While I have experimented and dabbled with various social media platforms over the years — from MySpace (remember MySpace?) to Friendster to Pinterest and beyond — I rarely play with any platform for more than a year or so.
I currently do not use any social media networking platforms at all.
I do not think I will ever use social media again.
People often ask me, “Why?”
It’s a reasonable question. One that I continue to revisit and reconsider through the years. Because social media is not “bad” or “evil” by any means. It’s absolutely magical.
Like email, like electricity, like the clean running water that I enjoy here in my privileged Western bubble, social media is a miracle. Social media (well, a dating website, which is sorta the same thing) helped me to find love. Social media helps unknown voices get discovered. Social media helps people to express themselves. Social media dissolves the barrier between “maker” and “consumer.” With social media, everyone can be an artist and share their work publicly. These are all very beautiful things. I recognize all of that.

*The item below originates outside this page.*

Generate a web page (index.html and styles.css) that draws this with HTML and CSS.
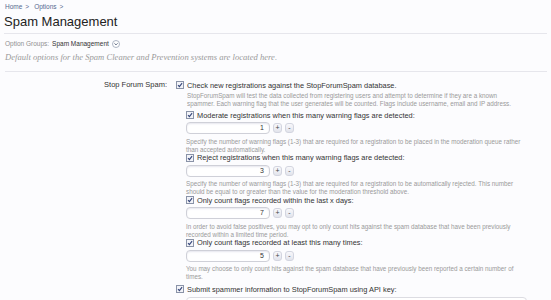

And yet, despite everything, I continually arrive back at the conclusion that social media — at least, in the way that I tend to use it — is “just not for me.”
Why is that?
Well, let’s consider: Twitter.
I was active on Twitter for about 4.5 years. It was fun, amusing, delightful for my ego, and led to a few intriguing opportunities.
Yet, in the midst of my tweetery, I often felt a nagging feeling inside. A voice asking, “Alex, is this really how you want to be spending your life-minutes? Isn’t there something else that might be a more meaningful use of your time? Wouldn’t you rather be walking outside, talking to your mom, writing a novel, having sex, working out, mailing a letter, volunteering, you know, all of those things that you ‘never have enough time’ to do?”
Mostly I would ignore that quiet voice because, ooh, look! A new re-tweet. #dopamineburst
Over the 4-ish years that I was active in the Twitterverse, I tweeted 9,074 times. That’s approximately 2,016 tweets per year.
Let’s fast forward.
It is the end of my life.
I am (hopefully, if I am lucky) 100 years old, with wispy silver hair, tucked into my deathbed, reflecting upon a century’s worth of dreams, passions, adventures, and a few regrets.
At the end of my life, will I say to myself:
“My God, I am so grateful that I tweeted 151,200 times (2,016 tweets per year times 75 years starting around age 25) over the course of my life. Time well spent! How wonderful!”
Will I say that?
I wish I could say, “Totally! I will feel very pleased!”
But I know, deep in my hut (heart + gut)… that I will not.
I will not feel peaceful and content knowing that I tweeted 151,200 times over the course of my life.
I will feel unsettled. I will feel remorse. Regret.
I will calculate all of the minutes that I spent coming up with thousands upon thousands of tweets — thinking about those tweets, typing those tweets, editing those tweets, publishing those tweets, tracking to see who “liked” and “re-tweeted” my tweets, and then re-sharing my witticisms on various other platforms — and I would probably come to the grim conclusion that it was somewhere in the realm of 1.8 million minutes spent on Twitter, alone.
1.8 million minutes of my life.
1,250 days. About 3.4 years.
At that point, I will probably cry.
I will mourn my lost life-minutes, never to be recovered.
I will fantasize about all of the things I could have done with that time.
The kisses, the walks, the rich conversations, the sunbathing, the moongazing, the books, unwritten.
I will desperately want to claw my way back through time for a chance to do it over.
I will not be offered that chance.
So that is why I no longer use social media and why I probably won’t use it again.
Because I know that at the end of my life, sharing pics & quips & LOLs & emoticons & working diligently to create a “presence” on social media networking platforms & eagerly seeking “likes” & “shares” & “hearts” and so forth is not a time investment that I will feel proud of. To the contrary, it’s one I will probably regret.
Others may feel very differently and that’s perfectly OK. This is my life. You’ve got yours.
The purpose of this mini-essay is not to say “social media is good” or “bad,” but rather to pose this question:
“The average human lifespan is 39,420,000 minutes, if you are lucky. How are you currently spending your life-minutes? Where are they going? Are you OK with that?”
This can be a frightening question to face — regarding social media or any other “time investment” — but ultimately, it might be the only question that really matters.